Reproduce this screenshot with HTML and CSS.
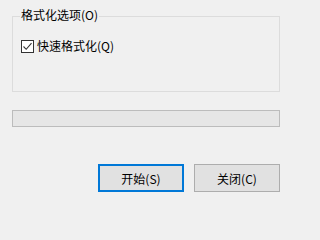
FILE: index.html
```html
<!DOCTYPE html>
<html lang="zh-CN">
<head>
<meta charset="utf-8">
<link rel="stylesheet" href="styles.css">
</head>
<body>
<div class="dialog">
  <fieldset class="group">
    <legend class="group-title">格式化选项(O)</legend>
    <label class="check">
      <span class="box"><svg width="11" height="11" viewBox="0 0 11 11"><path d="M1.5 5.5 L4.2 8.3 L9.5 2.2" fill="none" stroke="#333" stroke-width="1.1"/></svg></span>
      <span class="check-text">快速格式化(Q)</span>
    </label>
  </fieldset>
  <div class="progress"></div>
  <div class="buttons">
    <button class="btn btn-default">开始(S)</button>
    <button class="btn">关闭(C)</button>
  </div>
</div>
</body>
</html>
```
FILE: styles.css
```css
html, body {
  margin: 0;
  padding: 0;
  background: #f0f0f0;
  font-family: "Noto Sans CJK SC", "Microsoft YaHei", sans-serif;
  font-size: 12px;
  color: #000;
}
.dialog {
  width: 287px;
  height: 225px;
  padding: 10px 7px 0 12px;
  box-sizing: border-box;
  display: flex;
  flex-direction: column;
}
.group {
  margin: 0;
  padding: 0 0 0 8px;
  border: 1px solid #dcdcdc;
  height: 82px;
  box-sizing: border-box;
  width: 268px;
  position: relative;
}
.group-title {
  padding: 0 1px;
  margin-left: -1px;
  line-height: 12px;
  position: relative;
  top: -1px;
}
.check {
  display: flex;
  align-items: center;
  gap: 3px;
  margin-top: 17px;
  height: 14px;
}
.box {
  width: 11px;
  height: 11px;
  border: 1px solid #333;
  background: #fff;
  display: flex;
}
.check-text {
  line-height: 14px;
}
.progress {
  margin-top: 18px;
  width: 268px;
  height: 17px;
  box-sizing: border-box;
  border: 1px solid #bcbcbc;
  background: #e6e6e6;
}
.buttons {
  display: flex;
  justify-content: flex-end;
  gap: 10px;
  margin-top: 37px;
  width: 268px;
}
.btn {
  width: 86px;
  height: 28px;
  box-sizing: border-box;
  border: 1px solid #adadad;
  background: #e1e1e1;
  font-family: inherit;
  font-size: 12px;
  color: #000;
  padding: 0;
  margin: 0;
}
.btn-default {
  border: 2px solid #0078d7;
}
```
————
THE EXERCISE =>
Print each line of the material above exactly, with the pictures removed from your copy.

TASK ANSWER =>
Reproduce this screenshot with HTML and CSS.
FILE: index.html
```html
<!DOCTYPE html>
<html lang="zh-CN">
<head>
<meta charset="utf-8">
<link rel="stylesheet" href="styles.css">
</head>
<body>
<div class="dialog">
  <fieldset class="group">
    <legend class="group-title">格式化选项(O)</legend>
    <label class="check">
      <span class="box"><svg width="11" height="11" viewBox="0 0 11 11"><path d="M1.5 5.5 L4.2 8.3 L9.5 2.2" fill="none" stroke="#333" stroke-width="1.1"/></svg></span>
      <span class="check-text">快速格式化(Q)</span>
    </label>
  </fieldset>
  <div class="progress"></div>
  <div class="buttons">
    <button class="btn btn-default">开始(S)</button>
    <button class="btn">关闭(C)</button>
  </div>
</div>
</body>
</html>
```
FILE: styles.css
```css
html, body {
  margin: 0;
  padding: 0;
  background: #f0f0f0;
  font-family: "Noto Sans CJK SC", "Microsoft YaHei", sans-serif;
  font-size: 12px;
  color: #000;
}
.dialog {
  width: 287px;
  height: 225px;
  padding: 10px 7px 0 12px;
  box-sizing: border-box;
  display: flex;
  flex-direction: column;
}
.group {
  margin: 0;
  padding: 0 0 0 8px;
  border: 1px solid #dcdcdc;
  height: 82px;
  box-sizing: border-box;
  width: 268px;
  position: relative;
}
.group-title {
  padding: 0 1px;
  margin-left: -1px;
  line-height: 12px;
  position: relative;
  top: -1px;
}
.check {
  display: flex;
  align-items: center;
  gap: 3px;
  margin-top: 17px;
  height: 14px;
}
.box {
  width: 11px;
  height: 11px;
  border: 1px solid #333;
  background: #fff;
  display: flex;
}
.check-text {
  line-height: 14px;
}
.progress {
  margin-top: 18px;
  width: 268px;
  height: 17px;
  box-sizing: border-box;
  border: 1px solid #bcbcbc;
  background: #e6e6e6;
}
.buttons {
  display: flex;
  justify-content: flex-end;
  gap: 10px;
  margin-top: 37px;
  width: 268px;
}
.btn {
  width: 86px;
  height: 28px;
  box-sizing: border-box;
  border: 1px solid #adadad;
  background: #e1e1e1;
  font-family: inherit;
  font-size: 12px;
  color: #000;
  padding: 0;
  margin: 0;
}
.btn-default {
  border: 2px solid #0078d7;
}
```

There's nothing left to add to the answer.